Queridos peregrinos de língua italiana. A minha saudação afectuosa dirige-se também aos representantes da Associação Nacional das Famílias Numerosas. A vossa agradável presença oferece-me a oportunidade de recordar a centralidade da família, célula constituinte da sociedade e lugar primário de acolhimento e de serviço à vida. No hodierno contexto social, os núcleos familiares com muitos filhos constituem um testemunho de fé, de coragem e de optimismo, porque sem filhos não há futuro! Faço votos por que sejam ulteriormente promovidas iniciativas sociais e legislativas para a tutela e o apoio às famílias mais numerosas, que constituem uma riqueza e uma esperança para todo o País.

Por fim, saúdo os jovens, os doentes e os novos casais. A Solenidade de Todos os Santos, que ontem celebrámos, e a comemoração hodierna dos Irmãos defuntos, oferecem-nos a oportunidade de reflectir, mais uma vez, acerca do significado autêntico da existência terrena e sobre o valor que ela tem para a eternidade.

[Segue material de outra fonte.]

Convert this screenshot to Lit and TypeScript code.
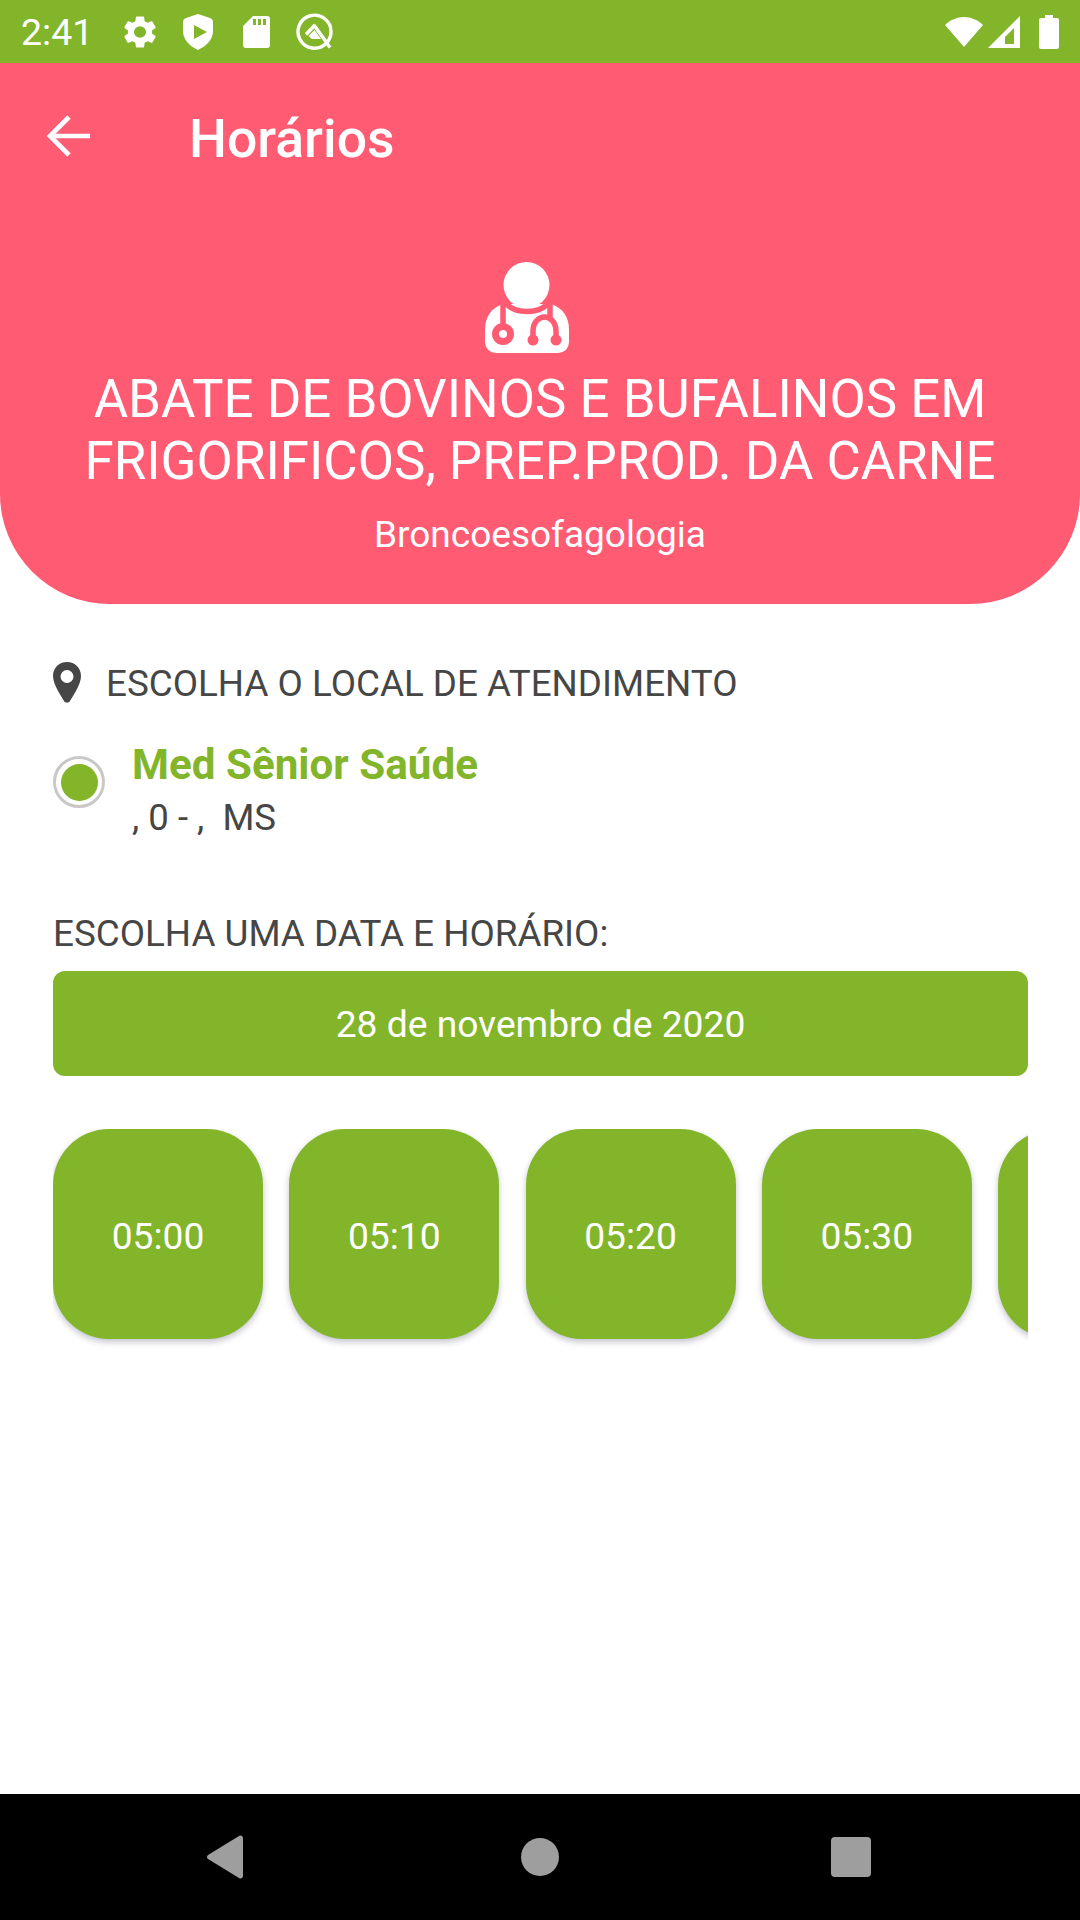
import { LitElement, css, html } from "lit";
import { customElement } from "lit/decorators.js";

const SLOTS = ["05:00", "05:10", "05:20", "05:30", ""];

@customElement("app-root")
export class AppRoot extends LitElement {
  static styles = css`
    :host {
      display: flex;
      flex-direction: column;
      width: 1080px;
      height: 1920px;
      background: #fff;
      font-family: Roboto, "Liberation Sans", sans-serif;
      color: #464646;
      overflow: hidden;
    }
    .status {
      flex: none;
      height: 63px;
      background: #82b52a;
      display: flex;
      align-items: center;
      padding: 0 21px 0 21px;
      color: #fff;
      font-size: 37.5px;
    }
    .status svg { display: block; fill: #fff; }
    .time { width: 103px; }
    .status-left { display: flex; align-items: center; }
    .gear { margin-right: 27px; }
    .shield { margin-right: 30px; }
    .sd { margin-right: 26px; }
    .spacer { flex: 1; }
    .status-right { display: flex; align-items: center; }
    .wifi { margin-right: 5px; }
    .signal { margin-right: 19px; }
    .appbar {
      flex: none;
      height: 144px;
      box-sizing: border-box;
      padding-top: 7px;
      background: #ff5c74;
      display: flex;
      align-items: center;
      color: #fff;
    }
    .back {
      width: 189px;
      padding-left: 46px;
      margin-bottom: 6px;
      box-sizing: border-box;
      display: flex;
    }
    .appbar h1 { margin: 0; font-size: 53.5px; font-weight: 500; }
    .hero {
      flex: none;
      height: 397px;
      box-sizing: border-box;
      background: #ff5c74;
      border-radius: 0 0 110px 110px;
      color: #fff;
      display: flex;
      flex-direction: column;
      align-items: center;
      text-align: center;
      padding-top: 55px;
    }
    .hero svg { display: block; margin-right: 27px; }
    .hero h2 {
      margin: 14px 0 0;
      font-size: 52.8px;
      line-height: 62px;
      font-weight: 400;
    }
    .hero p { margin: 22px 0 0; font-size: 37px; line-height: 42px; }
    .content { flex: 1; padding: 0 52px 0 53px; }
    .label { font-size: 36.8px; line-height: 44px; }
    .place-label {
      display: flex;
      align-items: center;
      gap: 25px;
      margin-top: 58px;
    }
    .place-label svg { margin-top: -3px; }
    .place {
      display: flex;
      align-items: flex-start;
      gap: 27px;
      margin-top: 35px;
    }
    .radio {
      flex: none;
      width: 52px;
      height: 52px;
      margin-top: 15px;
      box-sizing: border-box;
      border: 3px solid #c8c8c8;
      border-radius: 50%;
      display: flex;
      align-items: center;
      justify-content: center;
    }
    .radio span { width: 37px; height: 37px; border-radius: 50%; background: #82b52a; }
    .place-name { color: #82b52a; font-size: 42.2px; font-weight: 700; line-height: 48px; }
    .place-addr { font-size: 36.6px; line-height: 44px; margin-top: 7px; white-space: pre; }
    .date-label { margin-top: 72px; }
    .date {
      margin-top: 15px;
      height: 105px;
      border-radius: 12px;
      background: #82b52a;
      color: #fff;
      font-size: 37.2px;
      display: flex;
      align-items: center;
      justify-content: center;
    }
    .slots {
      display: flex;
      gap: 26.25px;
      overflow: hidden;
      margin-top: 53px;
      padding-bottom: 12px;
    }
    .slot {
      flex: none;
      width: 210px;
      height: 210px;
      border-radius: 56px;
      background: #82b52a;
      color: #fff;
      font-size: 37.2px;
      padding-top: 3px;
      box-sizing: border-box;
      display: flex;
      align-items: center;
      justify-content: center;
      box-shadow: 0 3px 6px rgba(40, 40, 80, 0.28);
    }
    .nav {
      flex: none;
      height: 126px;
      background: #000;
      position: relative;
    }
    .nav svg { position: absolute; left: 0; top: 0; }
  `;

  render() {
    return html`
      <div class="status">
        <div class="time">2:41</div>
        <div class="status-left">
          <svg class="gear" width="32" height="34" viewBox="2.5 1.5 19 21" preserveAspectRatio="none"><path d="M19.14 12.94c.04-.3.06-.61.06-.94s-.02-.64-.07-.94l2.03-1.58a.49.49 0 0 0 .12-.61l-1.92-3.32a.49.49 0 0 0-.59-.22l-2.39.96a7 7 0 0 0-1.62-.94l-.36-2.54a.48.48 0 0 0-.48-.41h-3.84a.47.47 0 0 0-.47.41l-.36 2.54c-.59.24-1.13.57-1.62.94l-2.39-.96a.49.49 0 0 0-.59.22L2.74 8.87a.47.47 0 0 0 .12.61l2.03 1.58c-.05.3-.09.63-.09.94s.02.64.07.94l-2.03 1.58a.49.49 0 0 0-.12.61l1.92 3.32c.12.22.37.29.59.22l2.39-.96c.5.38 1.03.7 1.62.94l.36 2.54c.05.24.24.41.48.41h3.84c.24 0 .44-.17.47-.41l.36-2.54c.59-.24 1.13-.56 1.62-.94l2.39.96c.22.08.47 0 .59-.22l1.92-3.32a.47.47 0 0 0-.12-.61l-2.01-1.58zM12 15.6a3.6 3.6 0 1 1 0-7.2 3.6 3.6 0 0 1 0 7.2z"/></svg>
          <svg class="shield" width="30" height="36" viewBox="0 0 30 36"><path fill-rule="evenodd" d="M15 0 27 4c2 .7 3 2 3 4v9c0 8-6 15-15 19C6 32 0 25 0 17V8c0-2 1-3.300 3-4zM11 11v14l13-7z"/></svg>
          <svg class="sd" width="27" height="32" viewBox="0 0 27 32"><path fill-rule="evenodd" d="M10 0h14a3 3 0 0 1 3 3v26a3 3 0 0 1-3 3H3a3 3 0 0 1-3-3V10zM10 3v6h3V3zM15 3v6h3V3zM20 3v6h3V3z"/></svg>
          <svg width="37" height="37" viewBox="0 0 37 37" style="fill:none;stroke:#fff">
            <path stroke-width="3.4" d="M30 30.500A16.500 16.500 0 1 1 35 18.500q0 6.500-4 11"/>
            <path stroke-width="3.4" d="M19 12 10 21.500M18 12 34 34.500"/>
            <path stroke="none" fill="#fff" d="M12.500 23 18.500 17 25 26h-9z"/>
          </svg>
        </div>
        <div class="spacer"></div>
        <div class="status-right">
          <svg class="wifi" width="38" height="30" viewBox="0 0 38 30"><path d="M0 8C5 3 12 0 19 0s14 3 19 8L19 30z"/></svg>
          <svg class="signal" width="32" height="32" viewBox="0 0 32 32"><path fill-rule="evenodd" d="M32 0v32H0zM26 12 17 21v7h9z"/></svg>
          <svg width="20" height="34" viewBox="0 0 20 34"><path d="M6 0h8v3h4a2 2 0 0 1 2 2v27a2 2 0 0 1-2 2H2a2 2 0 0 1-2-2V5a2 2 0 0 1 2-2h4z"/></svg>
        </div>
      </div>

      <div class="appbar">
        <div class="back">
          <svg width="44" height="42" viewBox="0 0 44 42" fill="none" stroke="#fff" stroke-width="4.6"><path d="M44 21H4M23 2 4 21l19 19"/></svg>
        </div>
        <h1>Horários</h1>
      </div>

      <div class="hero">
        <svg width="84" height="92" viewBox="0 0 84 92">
          <path fill="#fff" d="M18 42C6 46 0 55 0 68v11c0 8 5 12 12 12h60c7 0 12-4 12-12V68c0-13-6-22-18-26z"/>
          <path fill="none" stroke="#ff5c74" stroke-width="5.500" d="M18 36c4 10 14 13.500 24 13.500S62 46 66 36"/>
          <path fill="none" stroke="#ff5c74" stroke-width="5.500" d="M18 38v26M65 38v18"/>
          <circle cx="18" cy="72" r="7.500" fill="#fff" stroke="#ff5c74" stroke-width="7"/>
          <path fill="none" stroke="#ff5c74" stroke-width="5.500" d="M48 78V69c0-9 6-14 11.500-14S71 60 71 69v9"/>
          <circle cx="48" cy="78" r="5.500" fill="#ff5c74"/>
          <circle cx="71" cy="78" r="5.500" fill="#ff5c74"/>
          <circle cx="41.500" cy="23" r="23" fill="#fff"/>
        </svg>
        <h2>ABATE DE BOVINOS E BUFALINOS EM<br />FRIGORIFICOS, PREP.PROD. DA CARNE</h2>
        <p>Broncoesofagologia</p>
      </div>

      <div class="content">
        <div class="label place-label">
          <svg width="28" height="41" viewBox="0 0 28 41"><path fill="#464646" fill-rule="evenodd" d="M14 0C6 0 0 6 0 14c0 9 9 21 11 25 1 2 5 2 6 0 2-4 11-16 11-25C28 6 22 0 14 0zm0 8a6.500 6.500 0 1 1 0 13 6.500 6.500 0 0 1 0-13z"/></svg>
          <span>ESCOLHA O LOCAL DE ATENDIMENTO</span>
        </div>
        <div class="place">
          <div class="radio"><span></span></div>
          <div>
            <div class="place-name">Med Sênior Saúde</div>
            <div class="place-addr">, 0 - ,  MS</div>
          </div>
        </div>
        <div class="label date-label">ESCOLHA UMA DATA E HORÁRIO:</div>
        <div class="date">28 de novembro de 2020</div>
        <div class="slots">
          ${SLOTS.map((s) => html`<div class="slot">${s}</div>`)}
        </div>
      </div>

      <div class="nav">
        <svg width="1080" height="126" viewBox="0 0 1080 126" fill="#9e9e9e">
          <path d="M243 44v38a2.500 2.500 0 0 1-4 2L208 65a2.500 2.500 0 0 1 0-4l31-19a2.500 2.500 0 0 1 4 2z"/>
          <circle cx="540" cy="63" r="19"/>
          <rect x="831" y="43" width="40" height="40" rx="4"/>
        </svg>
      </div>
    `;
  }
}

Estes dias de reflexão e de oração sejam para vós, queridos jovens, um convite a imitar o heroísmo dos Santos, que dedicaram a sua vida a Deus e ao próximo. Sirvam de conforto a vós, queridos doentes, associados ao mistério da paixão de Cristo. Tornem-se uma ocasião propícia para vós, queridos novos casais, para compreender sempre melhor que estais chamados  a  testemunhar  com  a  vossa  fidelidade recíproca  o  amor  com  que  Deus  circunda  cada homem.

Concluímos o nosso encontro, cantando o Pater Noster.